In the best hunting season in Tioga's criminal history, the beaters made a bag of 62, winding up at 11 P.M.

Some of the quarry tried to beat the problem by throwing away identification cards and auto registrations before they were grabbed, but that was no problem. Their faces were too well known - even up in the sticks.




These were the names state police took down at the Vestal barracks:

Michelle A. Miranda, 167 Greenway North, Forest Hills, Queens; Rosario Mancuso, Utica, N.Y.; Gabriel Mannarino, New Kensington, Pa.; Patsy Monachino, Auburn, N.Y.; Sam Monachino, Auburn, N.Y. and John C. Montana, Buffalo, N.Y.

Also Vincent Rao, 192 Dunwoodie St., Yonkers; Armand Rava, 1180 Ocean Parkway, Brooklyn; Joseph Riccobono, 781 Pelton Ave., Staten Island; Anthony Riela, 7 Benvenue Ave., West Orange, N.J.; Joseph Rosato, 2431 31st St., Jackson Heights, Queens; Frank Cucchiara, Boston; Domenic D'Agostino, Niagara Falls, and Natale J. Evola, 972 Bay Ridge Pkway, Brooklyn.

More and More

Also Roy Carlisi, Buffalo; Paul C. Castellano, 1737 E. 23d St., Brooklyn; Charles S. Chiri, 2 Bridle Way, Palisades, N.J.; James Coletti, Pueblo, Colo.; Joseph Falcone, Utica, N.Y.; Salvatore Falcone, Utica, N.Y.; Carlo Gambino, 2230 Ocean Parkway, Brooklyn, and James V. LaDuca, Lewiston, N.Y.

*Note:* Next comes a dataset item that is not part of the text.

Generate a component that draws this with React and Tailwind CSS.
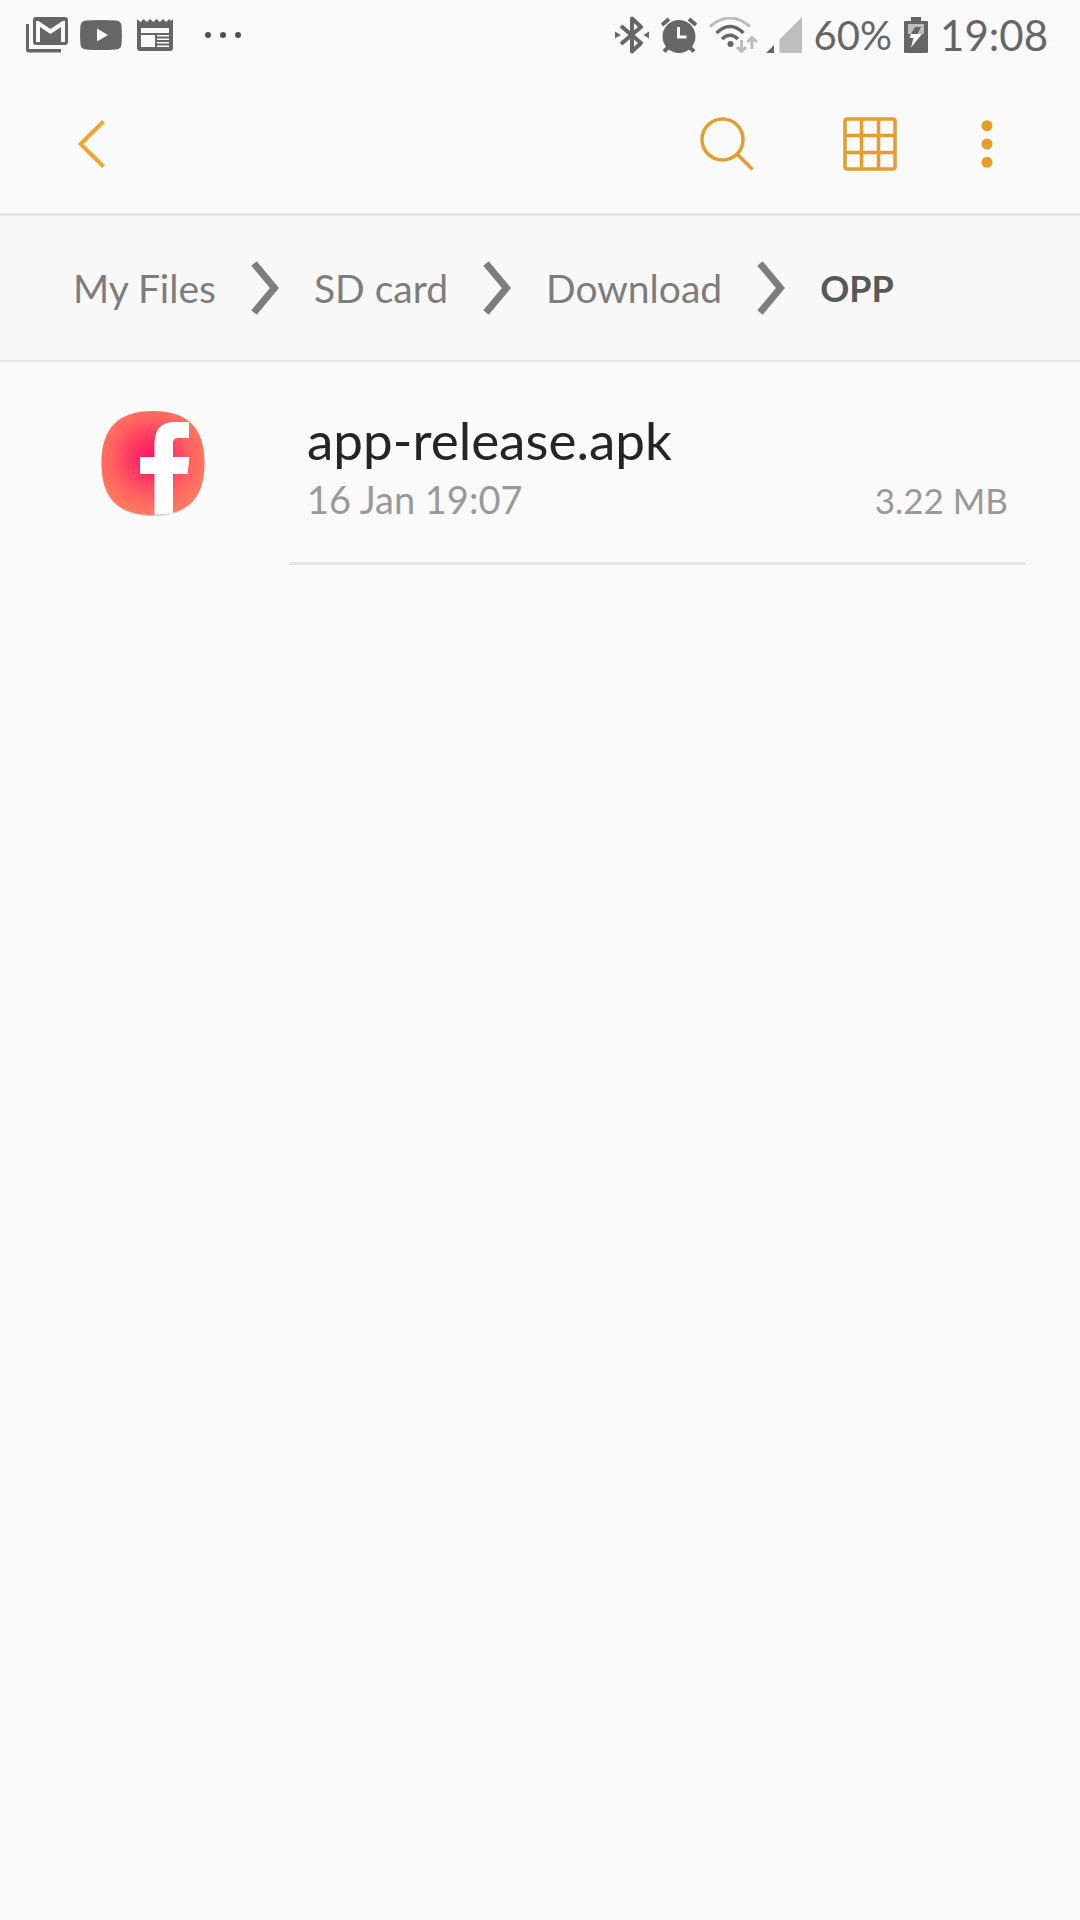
import React from "react";

function GmailIcon() {
  return (
    <svg viewBox="0 0 42 36" className="h-9 w-[42px]" fill="#666666" aria-hidden="true">
      <path d="M0 7h3v25h32v3.500H3a3 3 0 0 1-3-3z" />
      <path
        fillRule="evenodd"
        d="M10 0h29a3 3 0 0 1 3 3v22a3 3 0 0 1-3 3H10a3 3 0 0 1-3-3V3a3 3 0 0 1 3-3zM10 4v21h4V10l10.500 7L35 10v15h4V4h-2.500L24.500 12 12.500 4z"
      />
    </svg>
  );
}

function VideoIcon() {
  return (
    <svg viewBox="0 0 42 30" className="h-[30px] w-[42px]" aria-hidden="true">
      <path
        fill="#666666"
        d="M6 .6Q21-.6 36 .6q5 .4 5.500 5 .8 9.400 0 18.800-.5 4.600-5.500 5-15 1.200-30 0-5-.4-5.500-5-.8-9.400 0-18.800Q1 1 6 .6z"
      />
      <path fill="#fafafa" d="M17 8.500v13L28 15z" />
    </svg>
  );
}

function NewsIcon() {
  return (
    <svg viewBox="0 0 36 32" className="h-8 w-9" aria-hidden="true">
      <path
        fill="#666666"
        d="M0 0l3.600 3L6.500 0l3.300 3L13 0l3.300 3L19.500 0l3.300 3L26 0l3.300 3L32 0l2 2 2-2v29a3 3 0 0 1-3 3H3a3 3 0 0 1-3-3z"
      />
      <path fill="#fafafa" d="M4 9h28v5H4zM4 16h14v12H4zM20 16h12v1.500H20zM20 19.500h12V21H20zM20 23h12v1.500H20zM20 26.500h12V28H20z" />
    </svg>
  );
}

function BluetoothIcon() {
  return (
    <svg viewBox="0 0 34 38" className="h-[38px] w-[34px]" aria-hidden="true">
      <path d="M6 10l20 17-9 8.500V2.500L26 11 6 28" fill="none" stroke="#666666" strokeWidth="4" strokeLinejoin="round" />
      <path fill="#666666" d="M0 15.500l6 3.500-6 3.500zM34 15.500L28.500 19l5.500 3.500z" />
    </svg>
  );
}

function AlarmIcon() {
  return (
    <svg viewBox="0 0 36 36" className="size-9" aria-hidden="true">
      <circle cx="18" cy="19.500" r="16.500" fill="#666666" />
      <path d="M1 8l7-6M35 8l-7-6M3 34.500l5-5M33 34.500l-5-5" stroke="#666666" strokeWidth="4" />
      <path d="M17.500 10v10h8" fill="none" stroke="#fafafa" strokeWidth="3" />
    </svg>
  );
}

function WifiIcon() {
  return (
    <svg viewBox="0 0 49 36" className="h-9 w-[49px]" fill="none" aria-hidden="true">
      <path d="M1 9.500Q21-7.500 41 9.500" stroke="#bebebe" strokeWidth="3" />
      <path d="M7.500 16Q21 3 34.500 16M13 22q8-7.500 16 0" stroke="#666666" strokeWidth="3.500" />
      <circle cx="21.500" cy="27" r="3" fill="#666666" />
      <path d="M32.500 23v11M28 30l4.500 4.500L37 30M43 32V21M38.500 25l4.500-4.500 5 4.500" stroke="#bebebe" strokeWidth="3" />
    </svg>
  );
}

function SignalIcon() {
  return (
    <svg viewBox="0 0 36 36" className="size-9" aria-hidden="true">
      <path fill="#666666" d="M0 36l8-8v8z" />
      <path fill="#bebebe" d="M13.500 36V22.500L36 0v36z" />
    </svg>
  );
}

function BatteryIcon() {
  return (
    <svg viewBox="0 0 24 36" className="h-9 w-6" aria-hidden="true">
      <path fill="#666666" d="M7 0h10v4h6a1 1 0 0 1 1 1v30a1 1 0 0 1-1 1H1a1 1 0 0 1-1-1V5a1 1 0 0 1 1-1h6z" />
      <path fill="#bebebe" d="M4 7h16v10H4z" />
      <path fill="#666666" d="M11 10h6l-3.500 7H7z" />
      <path fill="#fff" d="M7 17h11L7 30.500 9.500 21H5.500z" />
    </svg>
  );
}

function StatusBar() {
  return (
    <div className="flex h-[70px] items-center justify-between pr-8 pl-[26px] text-[40px] leading-[48px] text-[#666666]">
      <div className="flex items-center">
        <GmailIcon />
        <span className="ml-3"><VideoIcon /></span>
        <span className="ml-[15px]"><NewsIcon /></span>
        <span className="ml-8 flex gap-[9px]">
          <i className="size-1.5 rounded-full bg-[#505050]" />
          <i className="size-1.5 rounded-full bg-[#505050]" />
          <i className="size-1.5 rounded-full bg-[#505050]" />
        </span>
      </div>
      <div className="flex items-center">
        <BluetoothIcon />
        <span className="ml-3"><AlarmIcon /></span>
        <span className="ml-3"><WifiIcon /></span>
        <span className="ml-2"><SignalIcon /></span>
        <span className="ml-3">60%</span>
        <span className="ml-3"><BatteryIcon /></span>
        <span className="ml-3 text-[42px]">19:08</span>
      </div>
    </div>
  );
}

function Toolbar() {
  return (
    <header className="flex h-[146px] items-center justify-between border-b-3 border-[#e6e6e6] pt-1 pr-[72px] pl-[60px]">
      <button type="button" aria-label="Back" className="flex size-[60px] items-center justify-start pl-[18px]">
        <svg viewBox="0 0 28 48" className="h-12 w-7" fill="none">
          <path d="M25.500 1.500L2.500 24l23 22.500" stroke="#efa62f" strokeWidth="4" />
        </svg>
      </button>
      <div className="flex items-center">
        <button type="button" aria-label="Search">
          <svg viewBox="0 0 54 54" className="size-[54px]" fill="none" stroke="#e39f2d" strokeWidth="3.500">
            <circle cx="22.500" cy="22.500" r="20.500" />
            <path d="M37 37l15.500 15.500" />
          </svg>
        </button>
        <button type="button" aria-label="Grid view" className="ml-[89px]">
          <svg viewBox="0 0 54 54" className="size-[54px]" fill="none" stroke="#e39f2d" strokeWidth="3.500">
            <rect x="2" y="2" width="50" height="50" rx="2" />
            <path d="M18.500 2v50M35.500 2v50M2 18.500h50M2 35.500h50" />
          </svg>
        </button>
        <button type="button" aria-label="More options" className="ml-[69px] flex w-[42px] justify-center">
          <svg viewBox="0 0 12 48" className="h-12 w-3" fill="#e79d26">
            <circle cx="6" cy="5.700" r="5.500" />
            <circle cx="6" cy="24" r="5.500" />
            <circle cx="6" cy="42.300" r="5.500" />
          </svg>
        </button>
      </div>
    </header>
  );
}

function Chevron() {
  return (
    <svg viewBox="0 0 28 54" className="h-[54px] w-7 shrink-0" fill="none" aria-hidden="true">
      <path d="M3 2.500L23.500 27 3 51.500" stroke="#7d7d7d" strokeWidth="7" />
    </svg>
  );
}

function Breadcrumbs() {
  return (
    <nav aria-label="Path" className="h-[146px] border-b-2 border-[#e6e6e6] bg-[#f8f8f8] px-[73px]">
      <ol className="flex h-full items-center text-[39px] leading-[48px] text-[#7d7d7d]">
        {["My Files", "SD card", "Download"].map((name) => (
          <li key={name} className="flex items-center gap-[35px] pr-[35px]">
            <a href="#" className="whitespace-nowrap">{name}</a>
            <Chevron />
          </li>
        ))}
        <li aria-current="page" className="text-[36px] font-bold text-[#585858]">OPP</li>
      </ol>
    </nav>
  );
}

function AppIcon() {
  return (
    <svg viewBox="0 0 106 108" className="h-[108px] w-[106px] shrink-0" aria-hidden="true">
      <defs>
        <radialGradient id="glow" gradientUnits="userSpaceOnUse" cx="51" cy="48" r="66">
          <stop offset="0" stopColor="#ff1464" />
          <stop offset=".25" stopColor="#ff2f62" />
          <stop offset=".6" stopColor="#ff6260" />
          <stop offset="1" stopColor="#ff8560" />
        </radialGradient>
      </defs>
      <path d="M53 2C88 2 104.500 19 104.500 54S88 106 53 106 1.500 89 1.500 54 18 2 53 2z" fill="#d2cdcd" />
      <path d="M53 1C88 1 104.500 18 104.500 53S88 105 53 105 1.500 88 1.500 53 18 1 53 1z" fill="url(#glow)" />
      <path d="M54.500 105V64H40V47h14.500V34q0-22 20-22H89v16H78q-5 0-5 5v14h16.500l-2 17H73v39.500z" fill="#fff" />
    </svg>
  );
}

function FileRow() {
  return (
    <li className="flex">
      <div className="flex w-[289px] shrink-0 pt-12 pl-[100px]">
        <AppIcon />
      </div>
      <div className="mr-[54px] h-[203px] flex-1 border-b-3 border-[#e6e6e6] px-[18px] pt-[46px]">
        <h2 className="text-[53px] leading-[64px] text-[#252525]">app-release.apk</h2>
        <div className="flex items-baseline justify-between leading-[54px] text-[#999999]">
          <span className="text-[38px]">16 Jan 19:07</span>
          <span className="text-[35px]">3.22 MB</span>
        </div>
      </div>
    </li>
  );
}

export default function App() {
  return (
    <div className="min-h-screen bg-[#fafafa] font-['Lato',sans-serif]">
      <StatusBar />
      <Toolbar />
      <Breadcrumbs />
      <main>
        <ul>
          <FileRow />
        </ul>
      </main>
    </div>
  );
}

Also Sam Lagattuta, Buffalo; Louis A: Larasso, 115 Donaldson Place, Linden, N.J., Carmine Lombardozzi, 114 Stratford Road, Brooklyn; Antonino Magaddino, Niagara Falls; Frank T. Maguri, 629 Broad St., Elizabeth, N.J.; Michael Genovese, Gibsonia, Pa. Vito Genovese, 68 W. Highland Ave., Atlantic Highlands, N.J. and Anthony F. Guarnieri, Johnson City, N.Y.

And Still More

Also John Anthony DeMarco, Shaker Heights, Ohio; Simone Scozzari, San Gabriel, Calif.; Joseph Francis Civello, Dallas, Tex.; James Anthony Osticco, Pittston, Pa.; Frank Desimone, Doroney, Calif.; Joseph Bonanno, 1726 DeKalb Ave., and John Bonventra, 115 Cleveland St., Brooklyn; Ignatius Cannone, Endicott, N.Y.; Salvatore Tornabe, 1464, Second Ave., New York; and Patsy Turrigiano, Endicott, N.Y.

Also Frank Joseph Valenti, Rochester, N.Y.; Stanley Valenti, Rochester, N.Y.; John Ormento, 118 Audrey Drive, Lido Beach, N.Y.; Joseph Ida, 108 Lincoln Ave., Highland Park, N.J.; Joseph Profaci, 8863 15th Ave., Brooklyn; Joseph Magliocco, Bay View Ave., Islip, N.Y.; Louis Santos, Havana, Cuba and Angelo Sciandra, Pittston, Pa.

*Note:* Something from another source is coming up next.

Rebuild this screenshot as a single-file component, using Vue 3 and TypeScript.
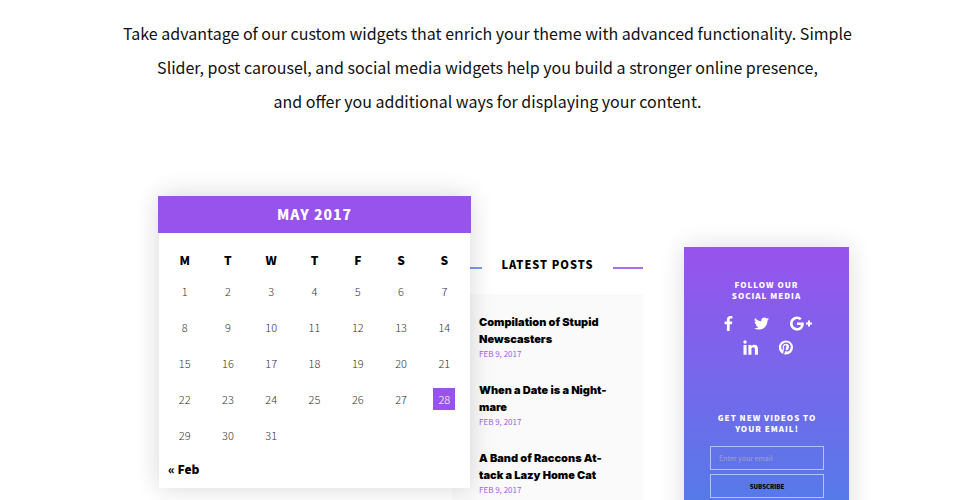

Also Patsy Sciortino, Auburn, N.Y., Frank Zito, Springfield, Ill., Gerardo Cateno, 21 Overhill Road, South Orange, N.J., and Domenic Oliveto, 1157 Magnolia Ave., Camden, N.J.

Sgt. Edgar Crosswell of the state police Bureau of Criminal Identification said: "They are the hierarchy of the eastern seaboard criminal world, with others from across the country and the Caribbean thrown in."



Ok, here's an interesting question (I thought, anyway!):

What did the early report get wrong?